More surfing--isn't this interesting?

Usually, all warships of the United States fly the Union Jack (in US usage, that's the canton of the US National Flag - the blue part with the white stars - and not the British jack) as their naval jack (the jack is the flag flown from the front of the ship, as opposed to the ensign, which is flown from the back. In the US Navy, the ensign is the US National Flag - the "Stars and Stripes.")

On September 11th 2002, exactly one year after the war on terror started, the Navy started to fly the First Navy Jack from all of it's ships. The first navy jack is a flag consisting of 13 horizontal alternating red and white stripes with a rattlesnake diagonally across them. At the bottom is the motto "Don't Tread On Me." It is, as the directive ordering the change put it: "an historic reminder of the nation's and Navy's origin and will to persevere and triumph."

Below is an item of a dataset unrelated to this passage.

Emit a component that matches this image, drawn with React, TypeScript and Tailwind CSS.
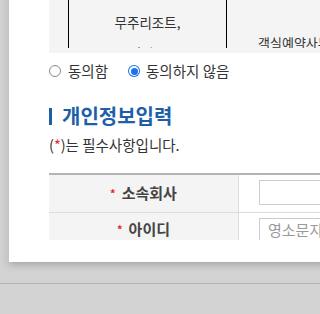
import React from "react";

export default function App() {
  const font = { fontFamily: '"Noto Sans CJK KR", "Noto Sans", sans-serif' };
  return (
    <div
      className="w-[320px] h-[314px] bg-[#d3d3d3] overflow-hidden relative"
      style={font}
    >
      <div className="absolute left-0 top-0 w-[9px] h-[262px] bg-gradient-to-r from-[#d3d3d3] to-[#c4c4c4]" />
      <div className="ml-[9px] w-[340px] h-[262px] bg-white shadow-[0_2px_8px_rgba(0,0,0,0.25)] pl-[40px] flex flex-col overflow-hidden">
        {/* top table remnant */}
        <div className="h-[53px] bg-[#f4f4f4] shrink-0">
          <div className="flex h-[48px]">
            <div className="w-[20px] shrink-0 border-r border-black" />
            <div className="w-[158px] shrink-0 border-r border-black overflow-hidden text-[13.5px] text-[#333] text-center leading-[31px] pt-[7px]">
              <div>무주리조트,</div>
              <div>용평리조트</div>
            </div>
            <div className="flex-1 min-w-0 overflow-hidden whitespace-nowrap text-[13px] text-[#333] pl-[31px] pt-[33px] leading-[20px]">
              객실예약사무소
            </div>
          </div>
        </div>
        {/* radios */}
        <div className="flex items-center h-[36px] text-[14.5px] text-[#333]">
          <span className="w-[12px] h-[12px] rounded-full border border-[#888] bg-white shrink-0" />
          <span className="ml-[7px]">동의함</span>
          <span className="ml-[20px] w-[12px] h-[12px] rounded-full bg-[#1a73e8] flex items-center justify-center shrink-0">
            <span className="w-[10px] h-[10px] rounded-full bg-white flex items-center justify-center">
              <span className="w-[7px] h-[7px] rounded-full bg-[#1a73e8]" />
            </span>
          </span>
          <span className="ml-[6px]">동의하지 않음</span>
        </div>
        {/* heading */}
        <div className="flex items-center mt-[15px] h-[24px]">
          <span className="w-[3px] h-[17px] bg-[#1e5fa8]" />
          <span className="ml-[10px] text-[20px] font-bold text-[#1e5fa8] leading-[24px]">
            개인정보입력
          </span>
        </div>
        <div className="mt-[7px] text-[14.5px] text-[#333] leading-[20px]">
          (<span className="text-[#e8252b]">*</span>)는 필수사항입니다.
        </div>
        {/* form table */}
        <div className="mt-[18px] border-t-2 border-[#b4b4b4] h-[67px] overflow-hidden shrink-0">
          <div className="flex h-[38px] border-b border-[#dcdcdc]">
            <div className="w-[190px] shrink-0 bg-[#f4f4f4] border-r border-[#dcdcdc] flex items-center justify-center text-[15px] font-bold text-[#444]">
              <span className="text-[#e8252b] text-[11px] mr-[6px]">*</span>
              소속회사
            </div>
            <div className="flex-1 min-w-0 pl-[20px] pt-[5px]">
              <div className="h-[25px] border border-[#ccc] bg-white" />
            </div>
          </div>
          <div className="flex h-[40px]">
            <div className="w-[190px] shrink-0 bg-[#f4f4f4] border-r border-[#dcdcdc] flex justify-center text-[15px] font-bold text-[#444] pt-[5px] leading-[22px]">
              <span className="text-[#e8252b] text-[11px] mr-[6px]">*</span>
              아이디
            </div>
            <div className="flex-1 min-w-0 pl-[20px] pt-[5px]">
              <div className="h-[30px] border border-[#ccc] bg-white text-[15px] text-[#999] pl-[8px] leading-[22px] whitespace-nowrap overflow-hidden">
                영소문자, 숫자
              </div>
            </div>
          </div>
        </div>
      </div>
      <div className="absolute left-0 top-[283px] w-full h-[1px] bg-[#b2b2b2]" />
    </div>
  );
}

The Navy SpecWar liasion at Camp Vance (the special operations headquarters in Afghanistan) had one flying over his office, and it was always a pretty moving moment to look over past the National Flag flying in front of the TOC (the HQ building, basically), and see, lower and smaller behind it, the "Don't Tread On Me" flag. It always made me feel like, as long as some of us remember where we came from, our nation would be OK.

So what does that have to do with the Star Spangled Banner? Just this: just as we changed our navy jack, I'd like to see the military change and sing the fourth verse of the National Anthem instead of the first during the war (at official functions, Army-Navy games, and so on.) Just the change would be a reminder of what we're about, and the fourth verse speaks to the US view of war better than almost anything else (of course, its politically incorrect as anything, given that it invokes God's blessing on our nation, but I don't see that as a bad thing, actually.)

O thus be it ever when free-men shall stand
Between their lov'd home and the war's desolation
Blest with vict'ry and peace, may the heav'n-rescued land
Praise the Pow'r that hath made and preserv'd us a nation!
Then conquer we must, when our cause it is just,
And this be our motto: “In God is our trust!”
And the star-spangled banner in triumph shall wave
O'er the land of the free and the home of the brave!

(Information on the Navy Jack came from www.navyjack.info)



I found this quite moving, actually.